WHAT THE TASK REQUIRES: Select the lines that hold the word "this" and copy each one.

^^^^^^^^

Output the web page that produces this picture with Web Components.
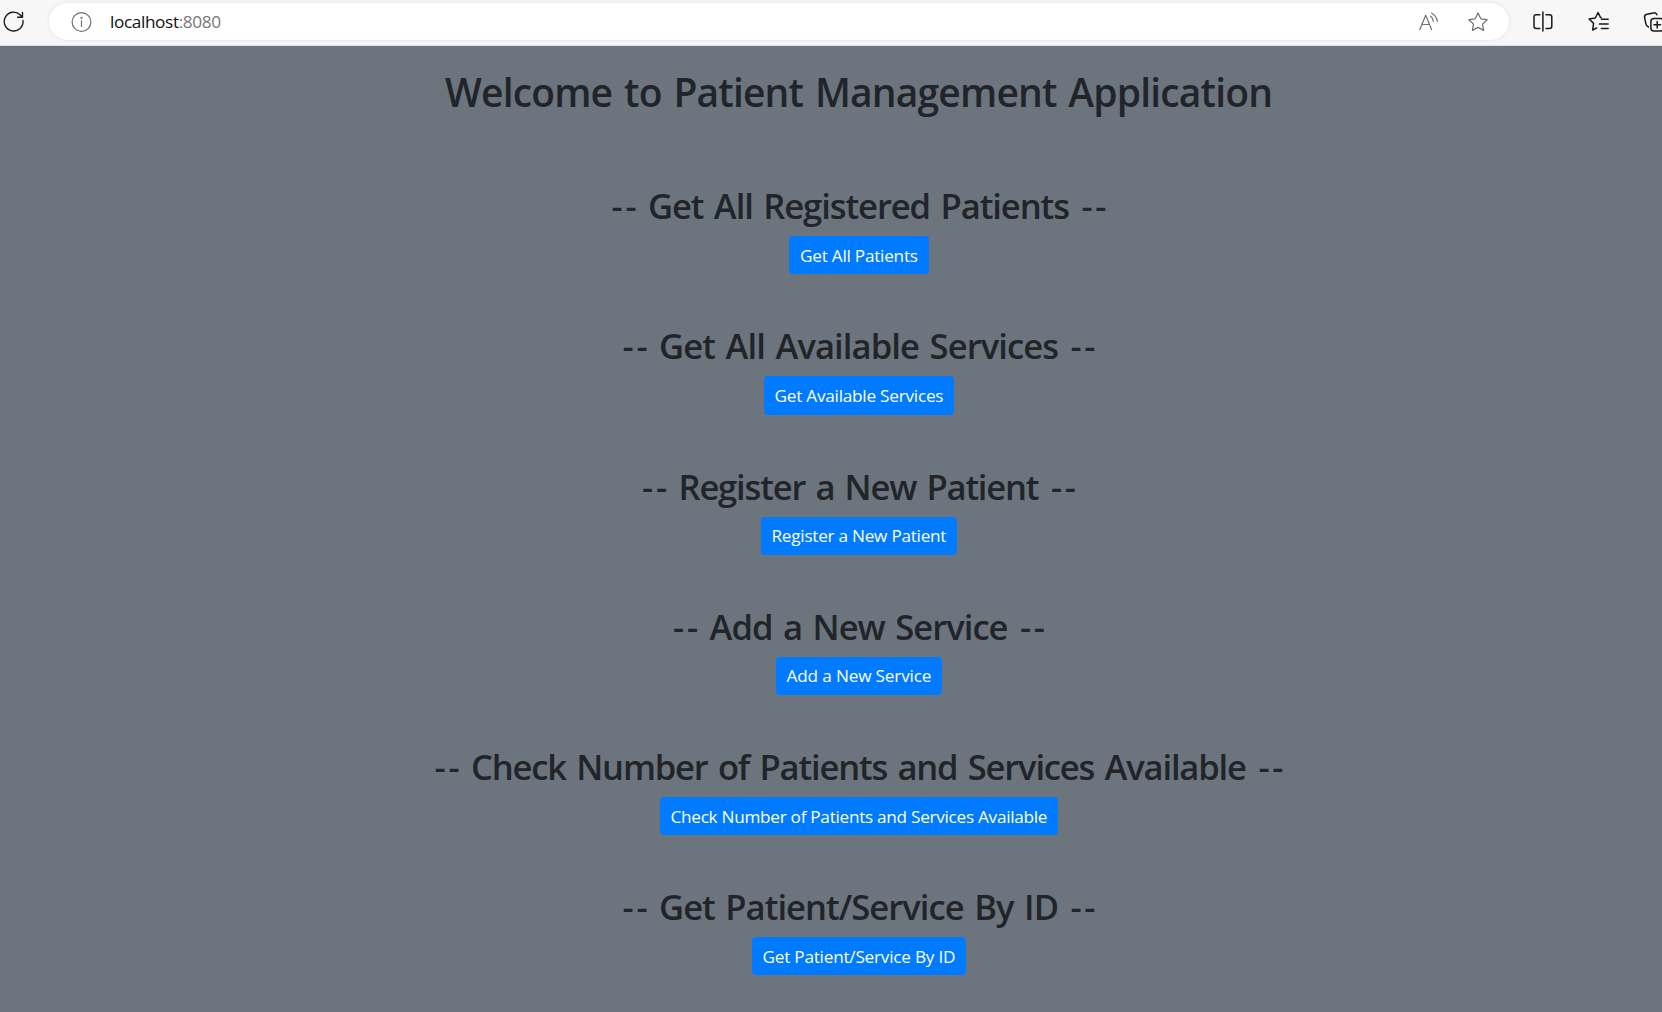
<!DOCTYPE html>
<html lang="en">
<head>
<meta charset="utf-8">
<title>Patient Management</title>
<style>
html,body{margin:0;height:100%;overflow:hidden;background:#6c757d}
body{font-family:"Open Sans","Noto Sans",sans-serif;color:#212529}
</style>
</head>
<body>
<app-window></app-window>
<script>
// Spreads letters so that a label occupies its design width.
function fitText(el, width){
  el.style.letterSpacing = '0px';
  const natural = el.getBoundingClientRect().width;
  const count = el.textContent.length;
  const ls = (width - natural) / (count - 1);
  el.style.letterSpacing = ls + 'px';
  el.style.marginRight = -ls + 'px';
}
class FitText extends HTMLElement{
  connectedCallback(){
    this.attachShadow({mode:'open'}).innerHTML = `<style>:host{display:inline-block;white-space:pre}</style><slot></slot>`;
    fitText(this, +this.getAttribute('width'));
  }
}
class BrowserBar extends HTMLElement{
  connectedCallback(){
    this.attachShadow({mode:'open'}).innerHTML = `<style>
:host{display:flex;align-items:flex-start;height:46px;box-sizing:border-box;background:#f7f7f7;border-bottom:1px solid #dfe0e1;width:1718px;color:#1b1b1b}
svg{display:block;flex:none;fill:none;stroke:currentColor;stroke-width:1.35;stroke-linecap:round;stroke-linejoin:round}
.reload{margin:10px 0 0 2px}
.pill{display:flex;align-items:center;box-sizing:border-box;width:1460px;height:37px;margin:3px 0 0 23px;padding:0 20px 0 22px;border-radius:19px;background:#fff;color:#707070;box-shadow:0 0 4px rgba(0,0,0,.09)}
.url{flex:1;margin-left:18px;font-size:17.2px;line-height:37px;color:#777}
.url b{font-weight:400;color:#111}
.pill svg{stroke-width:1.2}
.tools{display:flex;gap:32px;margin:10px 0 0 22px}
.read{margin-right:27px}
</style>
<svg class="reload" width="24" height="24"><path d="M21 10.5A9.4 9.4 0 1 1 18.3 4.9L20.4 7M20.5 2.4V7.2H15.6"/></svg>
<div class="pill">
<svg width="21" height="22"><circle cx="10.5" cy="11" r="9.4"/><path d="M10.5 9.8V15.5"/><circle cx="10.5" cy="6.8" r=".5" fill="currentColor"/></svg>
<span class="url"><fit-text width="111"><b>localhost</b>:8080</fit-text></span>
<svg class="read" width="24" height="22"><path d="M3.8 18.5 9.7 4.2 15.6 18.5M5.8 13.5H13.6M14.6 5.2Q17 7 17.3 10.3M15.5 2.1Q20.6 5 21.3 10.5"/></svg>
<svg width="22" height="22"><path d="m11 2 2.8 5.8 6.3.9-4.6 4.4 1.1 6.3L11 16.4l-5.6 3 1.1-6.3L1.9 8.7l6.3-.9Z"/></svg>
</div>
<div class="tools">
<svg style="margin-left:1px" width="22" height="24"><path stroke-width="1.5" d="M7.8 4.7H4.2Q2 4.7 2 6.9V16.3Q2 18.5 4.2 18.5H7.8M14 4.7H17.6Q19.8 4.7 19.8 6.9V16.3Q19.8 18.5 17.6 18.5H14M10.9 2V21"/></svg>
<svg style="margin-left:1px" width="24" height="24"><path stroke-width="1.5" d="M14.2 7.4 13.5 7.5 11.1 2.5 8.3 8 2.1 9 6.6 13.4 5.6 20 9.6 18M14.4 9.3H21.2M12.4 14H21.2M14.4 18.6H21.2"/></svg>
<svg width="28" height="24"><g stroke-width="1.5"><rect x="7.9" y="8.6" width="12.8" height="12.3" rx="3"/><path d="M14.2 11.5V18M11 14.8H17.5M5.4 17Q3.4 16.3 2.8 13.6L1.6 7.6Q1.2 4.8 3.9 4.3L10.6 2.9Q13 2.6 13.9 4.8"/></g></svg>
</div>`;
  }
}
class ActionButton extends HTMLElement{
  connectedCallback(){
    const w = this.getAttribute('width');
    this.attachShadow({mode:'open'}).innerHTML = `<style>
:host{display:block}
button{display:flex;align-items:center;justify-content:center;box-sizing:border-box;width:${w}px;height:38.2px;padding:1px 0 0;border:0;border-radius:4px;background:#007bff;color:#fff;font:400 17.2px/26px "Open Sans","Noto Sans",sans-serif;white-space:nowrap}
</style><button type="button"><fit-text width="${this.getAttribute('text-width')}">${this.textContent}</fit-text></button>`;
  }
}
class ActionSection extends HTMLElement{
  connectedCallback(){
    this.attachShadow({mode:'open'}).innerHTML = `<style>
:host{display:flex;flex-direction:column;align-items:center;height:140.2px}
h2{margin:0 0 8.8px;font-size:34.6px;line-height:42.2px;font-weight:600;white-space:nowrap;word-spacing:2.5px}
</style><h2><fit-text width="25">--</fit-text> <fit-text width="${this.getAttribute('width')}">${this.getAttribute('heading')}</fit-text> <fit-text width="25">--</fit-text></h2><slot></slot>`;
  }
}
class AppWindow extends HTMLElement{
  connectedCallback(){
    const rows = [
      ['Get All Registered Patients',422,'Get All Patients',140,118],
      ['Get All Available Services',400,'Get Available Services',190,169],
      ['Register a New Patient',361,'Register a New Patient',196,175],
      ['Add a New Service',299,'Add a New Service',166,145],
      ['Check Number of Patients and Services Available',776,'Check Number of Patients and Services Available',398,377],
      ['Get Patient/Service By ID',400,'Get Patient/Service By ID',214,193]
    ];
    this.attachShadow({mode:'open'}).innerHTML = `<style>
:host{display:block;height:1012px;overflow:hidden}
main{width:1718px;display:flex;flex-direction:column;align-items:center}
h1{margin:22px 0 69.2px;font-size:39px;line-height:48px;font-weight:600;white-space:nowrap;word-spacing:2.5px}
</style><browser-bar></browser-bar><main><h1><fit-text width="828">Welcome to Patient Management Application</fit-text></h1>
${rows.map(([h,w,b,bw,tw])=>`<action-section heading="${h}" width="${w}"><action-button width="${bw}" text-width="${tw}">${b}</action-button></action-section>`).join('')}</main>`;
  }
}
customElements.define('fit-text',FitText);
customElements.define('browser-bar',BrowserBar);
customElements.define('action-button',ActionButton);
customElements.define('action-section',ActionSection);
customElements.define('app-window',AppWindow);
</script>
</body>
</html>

^^^^^^^^

RESULT:
Output the web page that produces this picture with Web Components.
    this.attachShadow({mode:'open'}).innerHTML = `<style>:host{display:inline-block;white-space:pre}</style><slot></slot>`;
    fitText(this, +this.getAttribute('width'));
    this.attachShadow({mode:'open'}).innerHTML = `<style>
    const w = this.getAttribute('width');
    this.attachShadow({mode:'open'}).innerHTML = `<style>
</style><button type="button"><fit-text width="${this.getAttribute('text-width')}">${this.textContent}</fit-text></button>`;
    this.attachShadow({mode:'open'}).innerHTML = `<style>
</style><h2><fit-text width="25">--</fit-text> <fit-text width="${this.getAttribute('width')}">${this.getAttribute('heading')}</fit-text> <fit-text width="25">--</fit-text></h2><slot></slot>`;
    this.attachShadow({mode:'open'}).innerHTML = `<style>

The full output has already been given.